日本各地の温泉地をイメージしたもの、本物の温泉の湯の花、檜やヒバなどの樹木系、炭酸系のタブレット、薬湯系、アロマ重視のバスソルト。最近は微炭酸が発生する粉状の入浴剤が気に入っていて、全種類を疲労具合や気分によって使い分けています。プレーンなお湯と比べると入浴剤を入れたお湯には確実に保温効果がありますが、炭酸系の入浴剤はなんとなくその効果が長く持続してくれるように思えるので、寒い日の朝風呂なんかにはピッタリです。就寝直前だと身体が火照り過ぎて寝付きが悪くなる可能性がありますから、この種の保温効果持続系入浴剤のお風呂に入った場合は、入浴後しばらく身体を冷ましてから就寝するのがベストかもしれません。
ヒマラヤ岩塩は入浴剤としても効果的
ちなみにイタリア滞在中に日本から持って行った入浴剤を切らした場合は、クナイプというドイツ発祥の植物系バスソルトを調達しますが、これは扱っている店が殆どないので入手にはなかなか苦労をします。日本のようにバスタブで寛ぎ、家族が交替で入浴するという習慣のない欧米では、こうした入浴剤の需要はありません。それでもドイツなど冬にはとても寒くなる北ヨーロッパでは、このクナイプのような植物の特性を活かしたバスソルトの利用者は多いようです。
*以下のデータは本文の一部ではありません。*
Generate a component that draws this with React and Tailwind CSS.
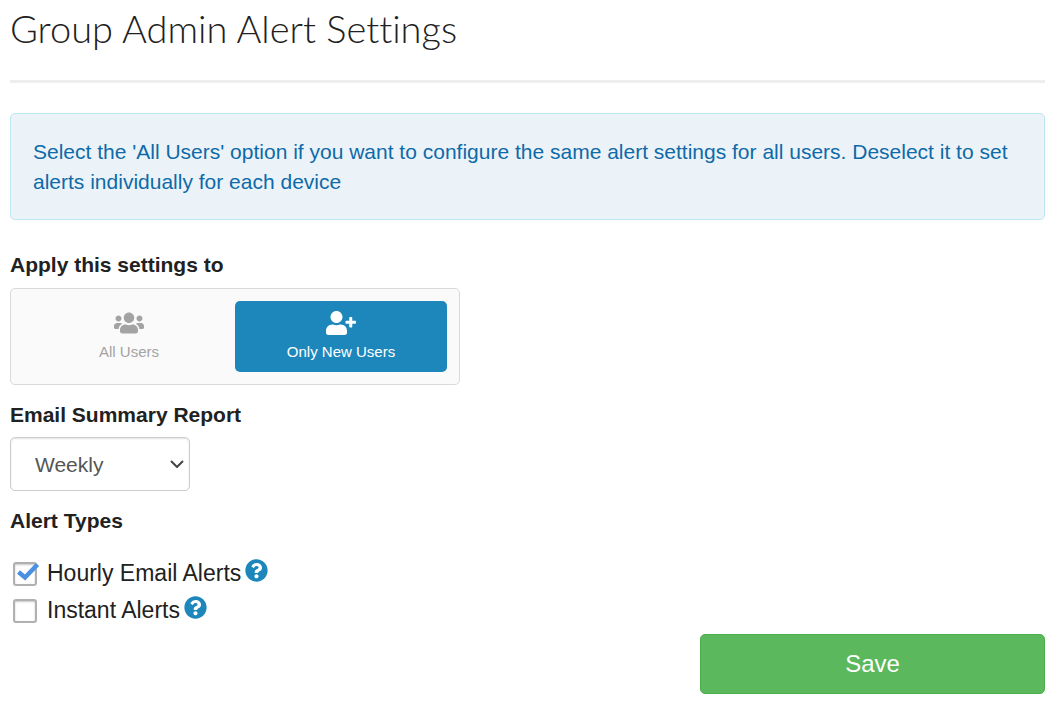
import { useState } from "react";
import { FaUsers, FaUserPlus, FaQuestionCircle } from "react-icons/fa";

const AUDIENCES = [
  { id: "all", label: "All Users", Icon: FaUsers },
  { id: "new", label: "Only New Users", Icon: FaUserPlus },
];

const REPORT_OPTIONS = ["Daily", "Weekly", "Monthly"];

// --- Checkbox row with help link ---
const AlertOption = ({ id, label, checked, onChange }) => (
  <div className="flex items-center h-[37px]">
    <span className="relative flex ml-[3px] mr-2.5">
      <input
        id={id}
        type="checkbox"
        checked={checked}
        onChange={onChange}
        className="appearance-none w-6 h-6 rounded-[3px] border-2 border-[#b0b0b0] bg-white shadow-[inset_0_1px_2px_#c8c8c8]"
      />
      {checked && (
        <svg viewBox="0 0 24 24" className="absolute left-0 top-0 w-6 h-6 overflow-visible pointer-events-none" aria-hidden="true">
          <path d="M5.5 10 L12 15.5 L24.5 2.5" fill="none" stroke="#4a90e2" strokeWidth="4.5" />
        </svg>
      )}
    </span>
    <label htmlFor={id} className="mb-0.5 text-[23px] leading-[30px]">{label}</label>
    <a href="#help" aria-label={`Help for ${label}`} className="ml-1 mb-1.5 text-[#1d87bb]">
      <FaQuestionCircle className="w-[23px] h-[23px]" />
    </a>
  </div>
);

export default function App() {
  const [audience, setAudience] = useState("new");
  const [report, setReport] = useState("Weekly");
  const [hourly, setHourly] = useState(true);
  const [instant, setInstant] = useState(false);

  return (
    <main className="bg-white pl-2.5 pr-4 pb-4 text-[#212121] font-['Liberation_Sans',Arial,sans-serif]">
      <h1 className="pt-1 pb-7 border-b-[3px] border-[#eeeeee] text-[38px] leading-[48px] font-light font-[Lato,sans-serif] [font-variant-ligatures:none]">
        Group Admin Alert Settings
      </h1>

      {/* Info banner */}
      <div className="mt-[30px] px-[22px] pt-[23px] pb-[22px] rounded-[5px] border border-[#bce8f1] bg-[#ebf3f9] text-[#0e6aa8] text-[21px] leading-[30px]">
        Select the 'All Users' option if you want to configure the same alert settings for all users. Deselect it to set
        alerts individually for each device
      </div>

      {/* Audience toggle */}
      <h2 id="audience-label" className="mt-[30px] text-[21px] leading-[30px] font-bold">Apply this settings to</h2>
      <div
        role="group"
        aria-labelledby="audience-label"
        className="mt-2 flex max-w-[450px] p-3 rounded-[5px] border border-[#d9d9d9] bg-[#fafafa]"
      >
        {AUDIENCES.map(({ id, label, Icon }) => (
          <button
            key={id}
            type="button"
            aria-pressed={audience === id}
            onClick={() => setAudience(id)}
            className={`flex-1 flex flex-col items-center pt-1.5 pb-2.5 rounded-[5px] text-[15px] leading-5 ${
              audience === id ? "bg-[#1d87bb] text-white" : "text-[#a3a3a3]"
            }`}
          >
            <Icon className="w-[30px] h-8 mb-[3px]" />
            {label}
          </button>
        ))}
      </div>

      {/* Email summary */}
      <label htmlFor="report" className="block mt-[15px] text-[21px] leading-[30px] font-bold">Email Summary Report</label>
      <div className="relative mt-[7px] w-[180px]">
        <select
          id="report"
          value={report}
          onChange={(e) => setReport(e.target.value)}
          className="appearance-none block w-full h-[54px] pt-0.5 pl-6 pr-8 rounded-[5px] border border-[#cccccc] bg-white text-[#555555] text-[21px] shadow-[inset_0_1px_2px_#e2e2e2]"
        >
          {REPORT_OPTIONS.map((option) => (
            <option key={option}>{option}</option>
          ))}
        </select>
        <svg viewBox="0 0 14 8" className="absolute right-1.5 top-[23px] w-3.5 h-2 pointer-events-none" aria-hidden="true">
          <path d="M1 1 L7 7 L13 1" fill="none" stroke="#444444" strokeWidth="2" />
        </svg>
      </div>

      {/* Alert types */}
      <h2 className="mt-[15px] text-[21px] leading-[30px] font-bold">Alert Types</h2>
      <div className="mt-[19px]">
        <AlertOption id="hourly" label="Hourly Email Alerts" checked={hourly} onChange={() => setHourly(!hourly)} />
        <AlertOption id="instant" label="Instant Alerts" checked={instant} onChange={() => setInstant(!instant)} />
      </div>

      <button
        type="button"
        className="block ml-auto mt-[5px] w-1/3 h-[60px] rounded-[5px] border border-[#4cae4c] bg-[#5cb85c] text-white text-2xl"
      >
        Save
      </button>
    </main>
  );
}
このクナイプすら手に入らない時はどうするかというと、仕方がないので、近くの薬局で売っている米やトウモロコシのでんぷん粉入浴剤を使います。イタリアではこのでんぷん粉入浴は昔からあるらしいのですが、でんぷんには肌を保湿する効果があると言われていて、私的にはこころなしか保温効果もあるように思えます。
それでもどうも物足りない時に調達するのは岩塩です。食用に売られている岩塩をお風呂に入れるのです。最近ではヒマラヤの岩塩も簡単に入手できるようになりました。このヒマラヤの岩塩というのは、入浴剤としても発汗性を促したりデトックス作用など画期的な効果を発揮するだけでなく、食用としても消化機能を改善したり血圧のバランスを整えるとされているので、健康維持にも重宝します。
そしてこのヒマラヤ岩塩で、私が何よりも気に入っているのがにおいです。2億5千万年前の地殻変動によって作られたとされるこの岩塩ですが、具体的には日本の温泉地でもきっとみなさんが経験したことのある、あの硫黄のにおいそのものなのです。私はお風呂に入らない時でもこの岩塩の袋を開けてそのにおいを嗅ぎ、故郷日本の温泉地を思い浮かべて癒されることもあります。イタリアの家族には「臭い!!」と大不評ではありますが、構いません。アロマとしてはどんなものより、この硫黄臭が絶対に効果的なのです。
寒い時期はこれからもまだ続きそうですが、どうぞ皆さん恵まれた日本の多種多様な入浴剤で、冷えた身体を存分に癒してみて下さい。そして寒くなくても、疲れたりちょっとむしゃくしゃすることがあった時も、お風呂に入浴剤を入れるだけで気持ちは仏様のように寛大になることでしょう。
温泉大国だからこそ、ここまで進化した日本の入浴剤ですが、これからもどんなものが開発されるのか楽しみでなりません。